Man held in revenge plot over Muhammad cartoons

Police detained a young man in France Thursday on suspicion that he was plotting an attack on the French satirical magazine that published images ridiculing the Prophet Muhammad. 

Michel Euler/AP
Charb, the publishing director of Charlie Hebdo, talks to the media in Paris, Wednesday. Police took up positions outside the Paris offices of the satiric weekly after it published caricatures of the Prophet Muhammad that ridicule the film and the furor surrounding it.

Police detained a young man in southern France on Thursday on suspicion that he was planning a revenge attack on the staff of a satirical magazine which published cartoons mocking the Prophet Mohammad.

Anti-terrorism magistrates near the Mediterranean port city of Toulon questioned the 18-year-old after he threatened in a message on Facebook to cut the throats of anyone he could find at the offices of Charlie Hebdo, a judicial source said.

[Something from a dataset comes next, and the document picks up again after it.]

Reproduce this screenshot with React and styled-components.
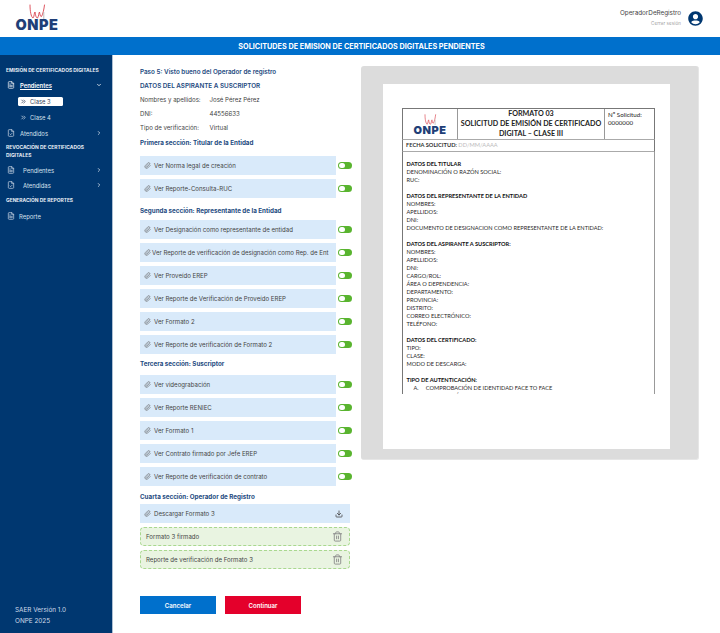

The magazine's publication of cartoons ridiculing Mohammad added to the anger of Muslims already outraged over an anti-Islam film produced in the United States and posted on the Internet.

The suspect had no police record but he was already known to security services, the source said, without giving further details.

Police in France are on high alert for attacks by Islamist militants. They were criticised for failing to stop an al Qaeda-inspired gunman shooting dead seven people in March, including three Jewish children, in the southern city of Toulouse.

The shooter, Mohamed Merah, had been interviewed by police after returning from a visit to Afghanistan and had a violent criminal record.

The government, which has criticised the cartoons, plans to shut schools and diplomatic offices in 20 countries on Friday as a precaution against protests after attacks on U.S. and German embassies, some of them deadly.

Police have refused a request to hold a protest against the film in Paris, after some 150 participants in an illegal demonstration near the U.S embassy were arrested on Sunday. France has Europe's largest population of Muslims.

"People in the suburbs are very upset over the publication of these cartoons," said Mohamed Mechmache, head of the ACLEFEU association for urban youths, created in the wake of riots that swept French suburbs in 2005.

"They feel there is a double standard when it comes to free speech: it's okay to mock the Prophet, but we can't protest against it ... All it would take for things to spiral out of control is a police check that goes wrong."

In another incident which might exacerbate strains, an 18-year-old young French woman was sentenced to two months in jail for refusing to comply with a police identity check while she was wearing a banned full-face veil in public.

The woman resisted police when they asked to check her identity in front of a mosque in central Marseille in July, during the holy Muslim fasting period of Ramadan.

Under a French law from 2010, a person wearing a "burqa" or "niqab" style full-face veil can be stopped by police. If she refuses to remove her veil, she can be fined or sentenced to community service. Repeat offenders face jail.

In addition to being jailed and receiving a six-month suspended prison sentence, the veiled woman was ordered to pay damages of 1,000 euros ($1,300) to a female police officer whom she bit during the altercation.

Two young men who were accompanying the woman were also sentenced to two months' jail for fighting with police when they tried to carry out the identity check.